Arkansas Abortion Law Case Turned Down By Supreme Court


The Supreme Court on Tuesday refused to hear a challenge to an Arkansas abortion law that is among the most restrictive in the country, National Review is reporting.

By refusing to hear Planned Parenthood’s challenge to the Diamond State’s 2015 law, the court is essentially allowing it to take effect, likely in mid-July. However, by issuing the ruling without comment, the court didn’t say whether or not the law is illegal, in essence leaving it open for further court challenges. Planned Parenthood has already promised to challenge the law in court again.

Passed in 2015, the law in question required that any physician who performs an abortion or dispenses abortion-inducing drugs must have a contract with admitting privileges at a “nearby” hospital.
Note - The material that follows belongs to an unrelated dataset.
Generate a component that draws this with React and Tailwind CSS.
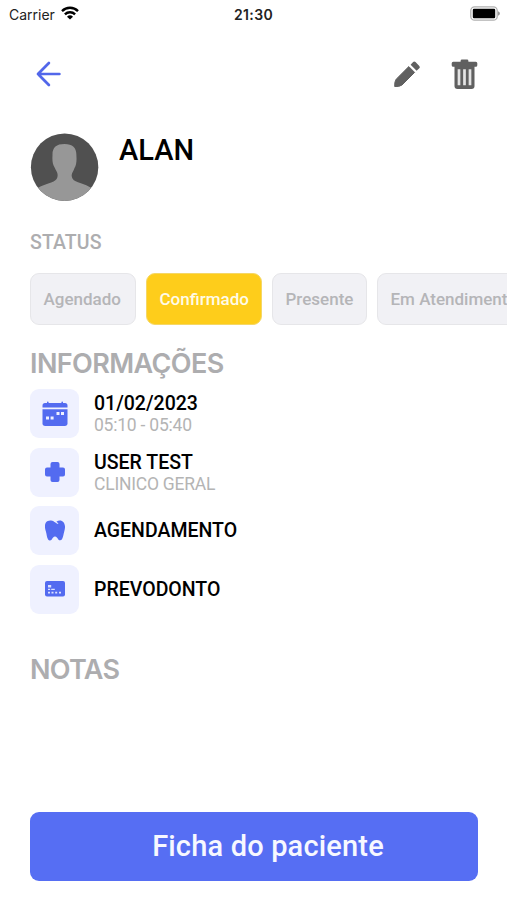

As it’s written, the law would force two of the three abortion clinics in the state to close, according to CNN.

Judge Kristine G. Baker of the Federal District Court in Little Rock blocked the law in 2016, calling it “a solution in need of a problem.” The case then made its way to the U.S. Court of Appeals for the Eighth Circuit where a three-judge panel rejected Baker’s challenge, in part because Baker failed to specify how many women would be denied access to abortion because of the law.

In taking their challenge all the way to the Supreme Court, Planned Parenthood argued that the law was, in effect, a de facto ban on abortion, and thus unconstitutional in light of Roe v. Wade.
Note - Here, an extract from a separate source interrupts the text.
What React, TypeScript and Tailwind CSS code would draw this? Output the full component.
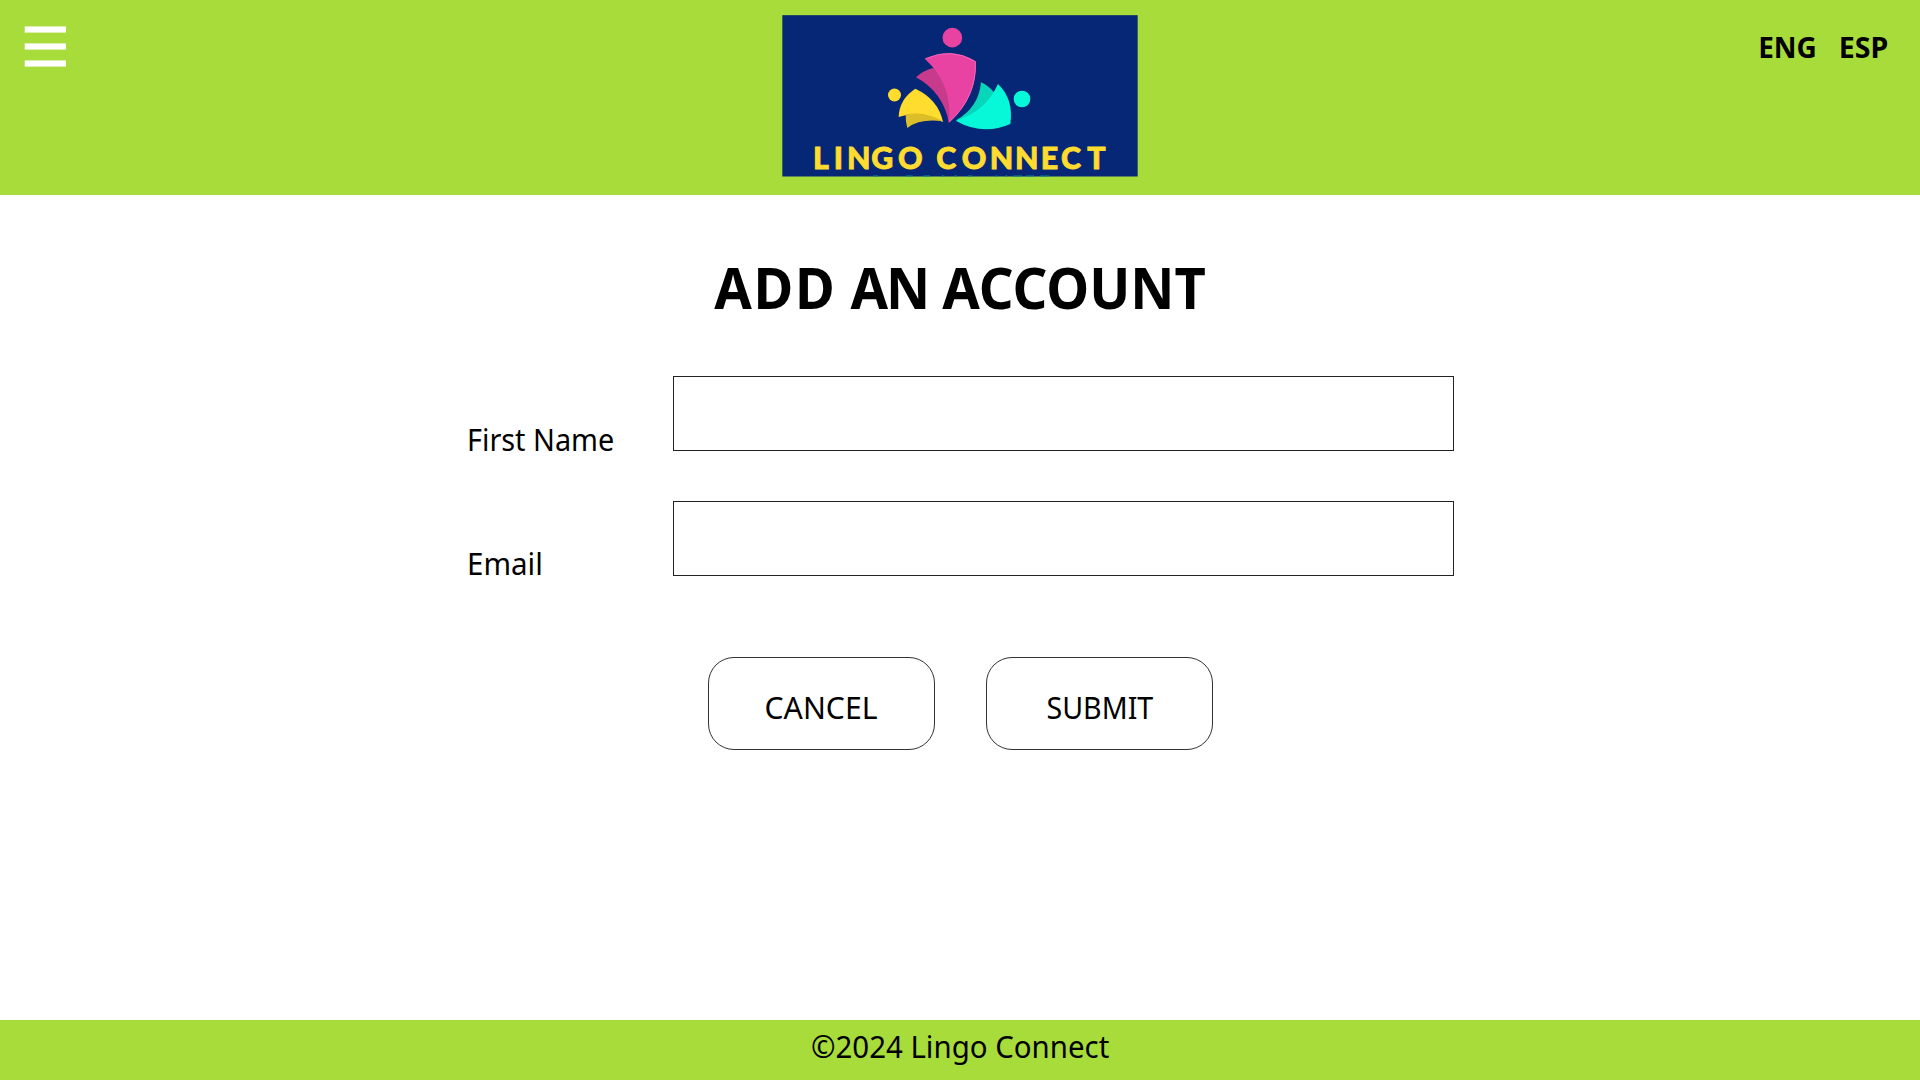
import type { ReactNode } from 'react';

const GREEN_BAR = 'bg-[#a8dc3a]';

function MenuIcon() {
  return (
    <svg width="44" height="44" viewBox="0 0 44 44" fill="#fff" aria-hidden="true">
      <rect x="0.7" y="1.4" width="41.2" height="6.2" />
      <rect x="0.7" y="18.4" width="41.2" height="6.2" />
      <rect x="0.7" y="35.4" width="41.2" height="6.2" />
    </svg>
  );
}

function Logo() {
  return (
    <svg width="356" height="162" viewBox="36 45 1068 486" role="img" aria-label="Lingo Connect">
      <rect x="37" y="45.500" width="1066" height="484" fill="#062776" />
      <circle cx="547" cy="113" r="29.500" fill="#e843a2" />
      <path d="M438 232 Q458 212 490 204 L555 270 L537 368 Q518 275 438 232Z" fill="#c73a8c" />
      <path d="M465 177 Q546 140 617 184 Q623 290 536 369 Q550 255 465 177Z" fill="#e843a2" />
      <path d="M466 176 Q546 141 616 185 Q621 290 538 366" fill="none" stroke="#f565b8" strokeWidth="3" />
      <circle cx="373.500" cy="285" r="19.500" fill="#ffdc2e" />
      <path d="M407 340 L436 310 L500 340 L518 364 Q450 355 412 384 Q406 365 407 340Z" fill="#dcbf28" />
      <path d="M436 266 Q505 298 519 366 Q455 328 386 351 Q388 297 436 266Z" fill="#ffdc2e" />
      <path d="M408 344 Q460 334 517 364" fill="none" stroke="#d6b726" strokeWidth="2.500" />
      <circle cx="756" cy="297" r="25" fill="#06f8d8" />
      <path d="M633 247 Q655 257 672 277 L664 320 L600 358 L558 361 Q627 322 633 247Z" fill="#07d6bb" />
      <path d="M684 252 Q732 298 721 372 Q638 408 557 362 Q646 336 684 252Z" fill="#06f8d8" />
      <g
        fill="#ffdc2e"
        stroke="#ffdc2e"
        strokeWidth="2.500"
        fontFamily="Lato, sans-serif"
        fontWeight="900"
        fontSize="91"
      >
        <text y="505.500" x="129 191 231 304 384">LINGO</text>
        <text y="505.500" x="499 575 659 735 812 873 952">CONNECT</text>
      </g>
      <path
        d="M309 528h15M408 528h20M460 528h20M515 528h8M553 528h8M594 528h14M676 528h6M706 528h6M730 528h26M768 528h24M810 528h28"
        stroke="#0b8791"
        strokeWidth="3"
      />
    </svg>
  );
}

type FieldProps = { id: string; label: string; type: string; labelClass: string; textClass: string };

function Field({ id, label, type, labelClass, textClass }: FieldProps) {
  return (
    <div className="flex h-[75px]">
      <label htmlFor={id} className={`w-[206px] text-[31px] leading-[42px] ${labelClass}`}>
        <span className={`inline-block origin-left whitespace-nowrap ${textClass}`}>{label}</span>
      </label>
      <input id={id} type={type} className="h-[75px] w-[781px] border border-[#222] bg-white px-4 text-[31px] outline-none" />
    </div>
  );
}

function PillButton({ type, children }: { type: 'button' | 'submit'; children: ReactNode }) {
  return (
    <button
      type={type}
      className="flex h-[93px] w-[227px] items-start justify-center rounded-[26px] border border-[#333] bg-white pt-[28px] text-[31px] leading-[42px]"
    >
      {children}
    </button>
  );
}

export default function App() {
  return (
    <div className="flex h-[1080px] w-full flex-col overflow-hidden bg-white font-['Noto_Sans',sans-serif] text-black">
      <header className={`grid h-[195px] shrink-0 grid-cols-[1fr_356px_1fr] items-start ${GREEN_BAR}`}>
        <button type="button" aria-label="Menu" className="ml-6 mt-[25px] w-11">
          <MenuIcon />
        </button>
        <div className="pt-[15px]">
          <Logo />
        </div>
        <nav className="mr-8 mt-[27px] flex justify-end gap-[21px] text-[29px] leading-10 font-bold">
          <a href="#eng" className="origin-right scale-x-[0.965]">ENG</a>
          <a href="#esp" className="origin-right scale-x-[0.985]">ESP</a>
        </nav>
      </header>

      <main className="flex flex-1 flex-col items-center">
        <h1 className="mt-[53px] scale-x-[0.953] text-[57px] leading-[78px] font-bold whitespace-nowrap">
          <span className="tracking-[1.8px]">ADD</span> <span className="tracking-[-2.2px]">AN</span> ACCOUNT
        </h1>
        <form className="mt-[50px] ml-[1px] flex w-[987px] flex-col">
          <div className="flex flex-col gap-[50px]">
            <Field id="first-name" label="First Name" type="text" labelClass="pt-[42px]" textClass="scale-x-[0.93]" />
            <Field id="email" label="Email" type="email" labelClass="pt-[41px]" textClass="scale-x-[0.952]" />
          </div>
          <div className="mt-[81px] flex justify-center gap-[51px]">
            <PillButton type="button">
              <span className="scale-x-[0.974]">CANCEL</span>
            </PillButton>
            <PillButton type="submit">
              <span className="scale-x-[0.923]">SUBMIT</span>
            </PillButton>
          </div>
        </form>
      </main>

      <footer className={`flex h-[60px] shrink-0 justify-center pt-[5px] text-[31px] leading-[42px] ${GREEN_BAR}`}>
        <p className="scale-x-[0.949]">©2024 Lingo Connect</p>
      </footer>
    </div>
  );
}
Now that the law will be allowed to stand, the door is open to new challenges – which Planned Parenthood Executive Vice President Dawn Laguens promises to fight, again.

“Arkansas is now shamefully responsible for being the first state to ban medication abortion. This dangerous law also immediately ends access to safe, legal abortion at all but one health center in the state. If that’s not an undue burden, what is? This law cannot and must not stand. We will not stop fighting for every person’s right to access safe, legal abortion.”

Meanwhile, Arkansas Attorney General Leslie Rutledge welcomed the ruling.

“I have fully defended this law at every turn and applaud the Supreme Court’s decision against Planned Parenthood. Protecting the health and well-being of women and the unborn will always be a priority.”

Arkansas is not the only state to have attempted to limit abortion access by requiring physicians to have admitting privileges at a hospital in order to perform them. As the Washington Post reported in 2014, 11 states had enacted or attempted to enact such laws.